_INSTRUCTIONS TO FOLLOW_. Determine how many lines below hold the string "this". Reply with the number alone.

_LISTED RECORDS_.
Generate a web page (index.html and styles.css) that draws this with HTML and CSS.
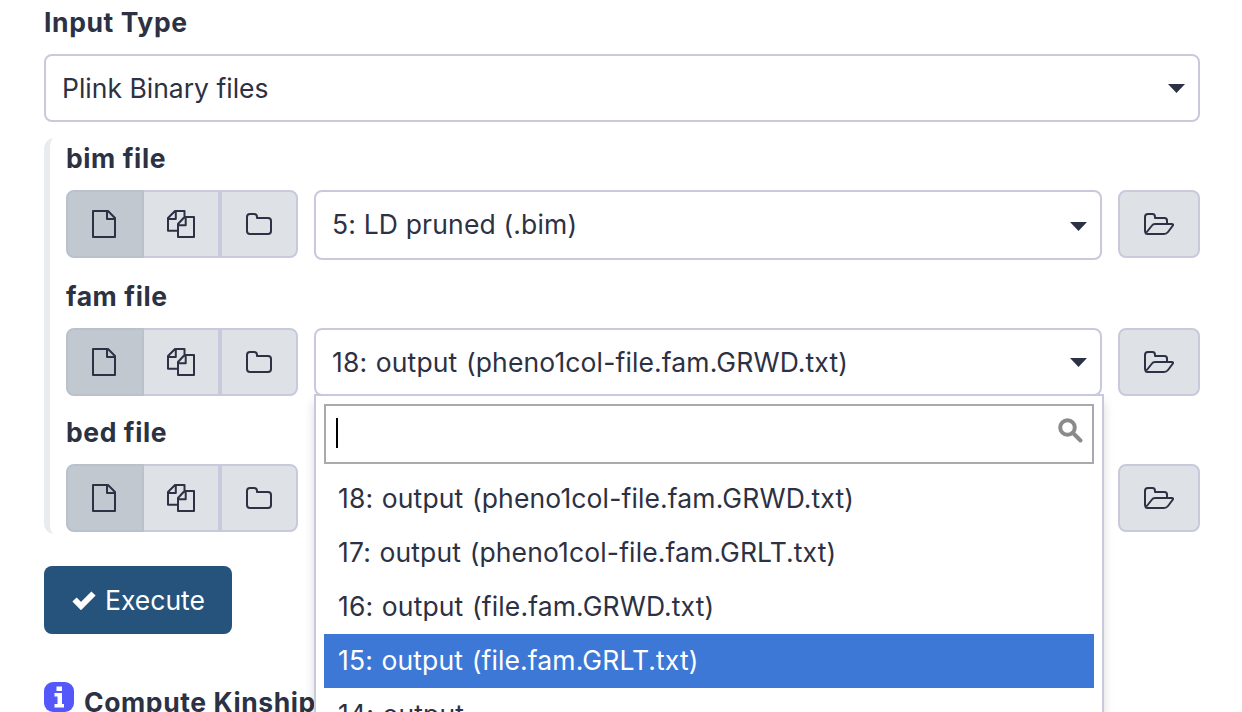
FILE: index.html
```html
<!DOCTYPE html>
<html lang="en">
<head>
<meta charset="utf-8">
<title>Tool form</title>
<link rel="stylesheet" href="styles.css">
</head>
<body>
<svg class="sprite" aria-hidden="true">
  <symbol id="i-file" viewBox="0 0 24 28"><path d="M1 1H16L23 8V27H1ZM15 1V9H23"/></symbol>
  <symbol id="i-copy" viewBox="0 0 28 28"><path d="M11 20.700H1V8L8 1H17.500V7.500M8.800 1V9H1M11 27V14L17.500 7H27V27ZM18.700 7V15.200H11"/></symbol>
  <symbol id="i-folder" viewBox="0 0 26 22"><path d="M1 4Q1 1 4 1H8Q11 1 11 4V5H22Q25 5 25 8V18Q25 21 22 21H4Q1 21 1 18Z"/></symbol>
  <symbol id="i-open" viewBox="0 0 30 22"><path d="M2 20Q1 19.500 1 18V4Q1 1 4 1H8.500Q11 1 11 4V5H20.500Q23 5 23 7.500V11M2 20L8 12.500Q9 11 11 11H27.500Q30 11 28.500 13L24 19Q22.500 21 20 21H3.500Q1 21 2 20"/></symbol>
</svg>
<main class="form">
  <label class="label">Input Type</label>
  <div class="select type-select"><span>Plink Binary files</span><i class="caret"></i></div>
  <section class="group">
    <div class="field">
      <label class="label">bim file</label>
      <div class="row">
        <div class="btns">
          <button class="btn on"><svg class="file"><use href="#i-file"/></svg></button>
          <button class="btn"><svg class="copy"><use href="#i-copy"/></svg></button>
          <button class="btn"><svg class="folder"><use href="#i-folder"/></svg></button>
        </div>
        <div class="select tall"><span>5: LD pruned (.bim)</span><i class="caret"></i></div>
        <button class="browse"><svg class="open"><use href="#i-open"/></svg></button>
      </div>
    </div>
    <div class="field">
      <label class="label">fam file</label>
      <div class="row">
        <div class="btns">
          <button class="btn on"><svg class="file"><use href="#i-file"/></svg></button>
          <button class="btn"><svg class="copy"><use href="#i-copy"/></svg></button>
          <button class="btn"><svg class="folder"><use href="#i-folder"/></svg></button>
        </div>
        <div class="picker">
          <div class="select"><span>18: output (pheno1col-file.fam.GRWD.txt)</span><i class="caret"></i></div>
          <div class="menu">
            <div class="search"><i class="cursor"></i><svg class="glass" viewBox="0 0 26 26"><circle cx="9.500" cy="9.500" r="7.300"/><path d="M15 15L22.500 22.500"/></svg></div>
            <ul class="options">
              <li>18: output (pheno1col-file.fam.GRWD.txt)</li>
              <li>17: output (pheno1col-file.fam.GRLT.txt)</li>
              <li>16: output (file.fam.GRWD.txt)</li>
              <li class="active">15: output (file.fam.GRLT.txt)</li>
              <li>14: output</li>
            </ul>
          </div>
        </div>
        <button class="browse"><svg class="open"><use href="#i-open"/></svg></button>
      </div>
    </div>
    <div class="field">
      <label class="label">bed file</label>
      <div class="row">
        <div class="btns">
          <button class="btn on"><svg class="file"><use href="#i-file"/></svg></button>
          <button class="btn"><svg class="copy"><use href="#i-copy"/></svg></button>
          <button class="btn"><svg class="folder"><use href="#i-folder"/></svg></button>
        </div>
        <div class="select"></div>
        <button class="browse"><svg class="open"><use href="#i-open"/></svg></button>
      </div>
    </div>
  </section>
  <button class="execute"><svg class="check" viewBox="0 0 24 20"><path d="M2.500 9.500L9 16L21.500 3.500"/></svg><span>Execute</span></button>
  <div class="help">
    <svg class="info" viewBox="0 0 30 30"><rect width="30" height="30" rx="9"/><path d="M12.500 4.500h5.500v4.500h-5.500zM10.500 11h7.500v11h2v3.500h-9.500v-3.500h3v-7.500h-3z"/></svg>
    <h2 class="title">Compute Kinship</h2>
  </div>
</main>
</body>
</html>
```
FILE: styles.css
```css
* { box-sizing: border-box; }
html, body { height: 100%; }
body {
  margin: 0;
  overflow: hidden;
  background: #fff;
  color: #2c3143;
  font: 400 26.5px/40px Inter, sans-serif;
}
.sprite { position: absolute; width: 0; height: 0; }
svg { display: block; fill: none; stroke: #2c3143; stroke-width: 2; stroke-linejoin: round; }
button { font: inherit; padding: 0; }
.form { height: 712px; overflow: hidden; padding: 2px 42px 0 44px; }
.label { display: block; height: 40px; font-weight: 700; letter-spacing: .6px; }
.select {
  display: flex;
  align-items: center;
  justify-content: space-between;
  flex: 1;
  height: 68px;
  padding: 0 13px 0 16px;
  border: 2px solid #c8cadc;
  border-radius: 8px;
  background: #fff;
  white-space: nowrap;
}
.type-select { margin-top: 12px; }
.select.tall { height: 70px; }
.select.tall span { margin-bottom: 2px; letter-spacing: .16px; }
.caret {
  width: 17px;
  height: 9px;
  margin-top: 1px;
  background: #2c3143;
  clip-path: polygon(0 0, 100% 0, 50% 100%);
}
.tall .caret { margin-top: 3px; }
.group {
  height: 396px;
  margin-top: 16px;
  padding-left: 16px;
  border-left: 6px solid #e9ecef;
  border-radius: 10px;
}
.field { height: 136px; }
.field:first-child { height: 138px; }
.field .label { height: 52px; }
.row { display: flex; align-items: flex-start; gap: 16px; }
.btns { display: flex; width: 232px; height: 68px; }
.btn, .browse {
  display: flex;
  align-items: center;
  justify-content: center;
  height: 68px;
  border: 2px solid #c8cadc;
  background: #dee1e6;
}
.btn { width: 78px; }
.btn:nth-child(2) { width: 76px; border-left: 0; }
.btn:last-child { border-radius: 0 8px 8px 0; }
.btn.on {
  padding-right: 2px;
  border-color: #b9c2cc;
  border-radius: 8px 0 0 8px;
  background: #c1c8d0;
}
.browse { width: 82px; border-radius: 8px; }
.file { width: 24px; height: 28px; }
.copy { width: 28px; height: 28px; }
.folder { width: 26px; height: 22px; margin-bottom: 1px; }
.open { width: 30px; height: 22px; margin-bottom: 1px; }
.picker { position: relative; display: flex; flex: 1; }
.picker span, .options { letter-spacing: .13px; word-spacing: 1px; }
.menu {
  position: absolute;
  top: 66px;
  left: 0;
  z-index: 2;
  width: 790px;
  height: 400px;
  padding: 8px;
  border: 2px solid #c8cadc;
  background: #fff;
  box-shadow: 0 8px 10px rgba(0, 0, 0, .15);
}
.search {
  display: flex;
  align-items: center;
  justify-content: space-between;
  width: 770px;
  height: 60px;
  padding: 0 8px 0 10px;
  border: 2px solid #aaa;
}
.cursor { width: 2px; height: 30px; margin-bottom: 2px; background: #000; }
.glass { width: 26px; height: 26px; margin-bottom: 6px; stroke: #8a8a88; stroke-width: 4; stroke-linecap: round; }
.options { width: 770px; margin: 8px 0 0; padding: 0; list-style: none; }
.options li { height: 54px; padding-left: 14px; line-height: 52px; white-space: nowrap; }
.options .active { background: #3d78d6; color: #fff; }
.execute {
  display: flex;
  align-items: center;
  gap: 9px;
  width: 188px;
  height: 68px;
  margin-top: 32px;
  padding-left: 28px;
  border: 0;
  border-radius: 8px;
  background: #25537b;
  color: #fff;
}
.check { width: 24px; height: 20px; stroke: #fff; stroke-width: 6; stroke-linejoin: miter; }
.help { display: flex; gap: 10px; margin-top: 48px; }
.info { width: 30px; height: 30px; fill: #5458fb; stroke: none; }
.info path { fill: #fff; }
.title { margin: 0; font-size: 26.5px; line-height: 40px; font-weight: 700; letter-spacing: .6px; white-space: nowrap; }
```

==

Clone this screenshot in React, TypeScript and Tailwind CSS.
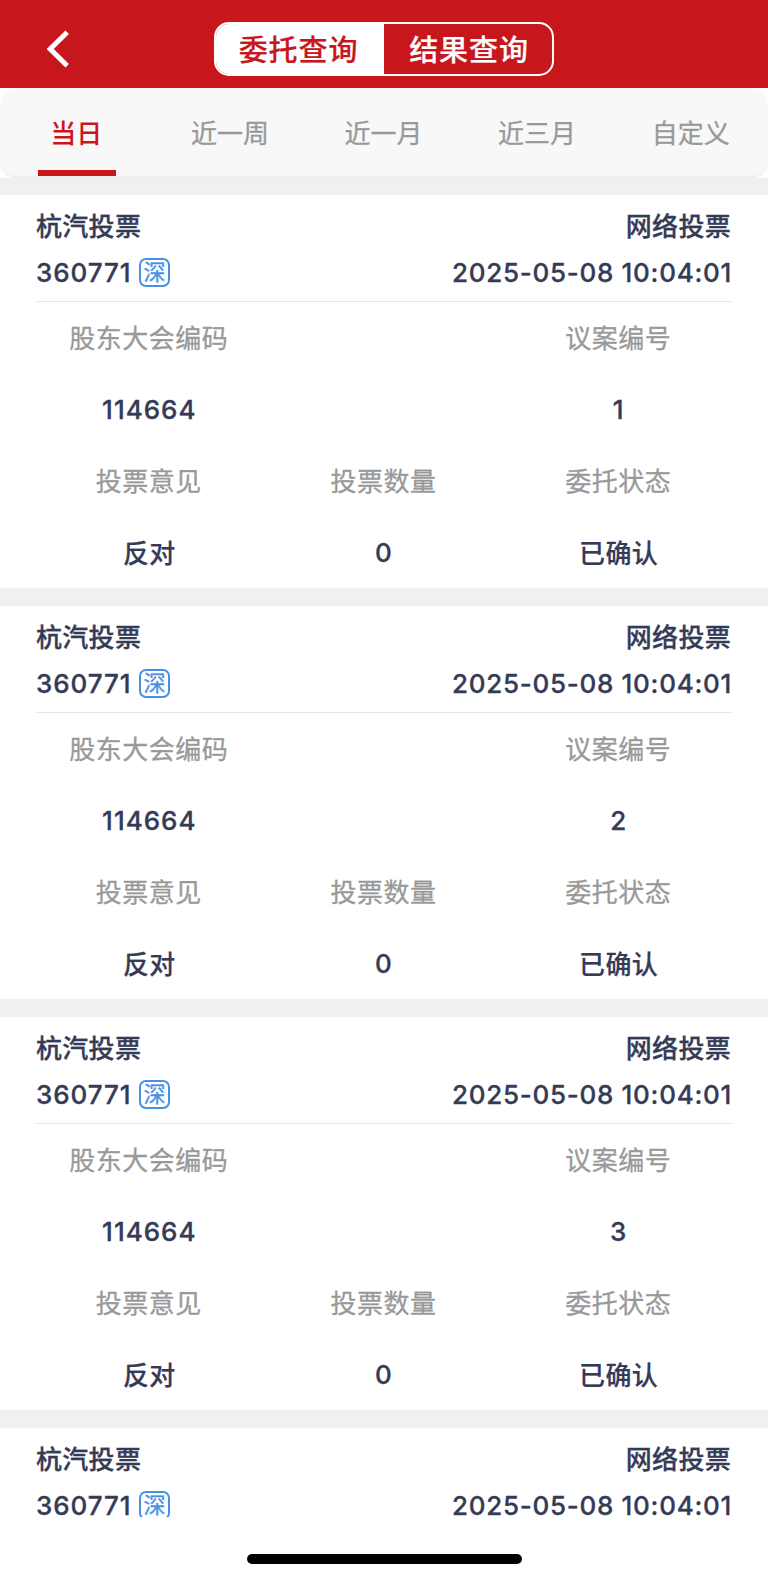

_RESPONSE TO THE EXERCISE_. 2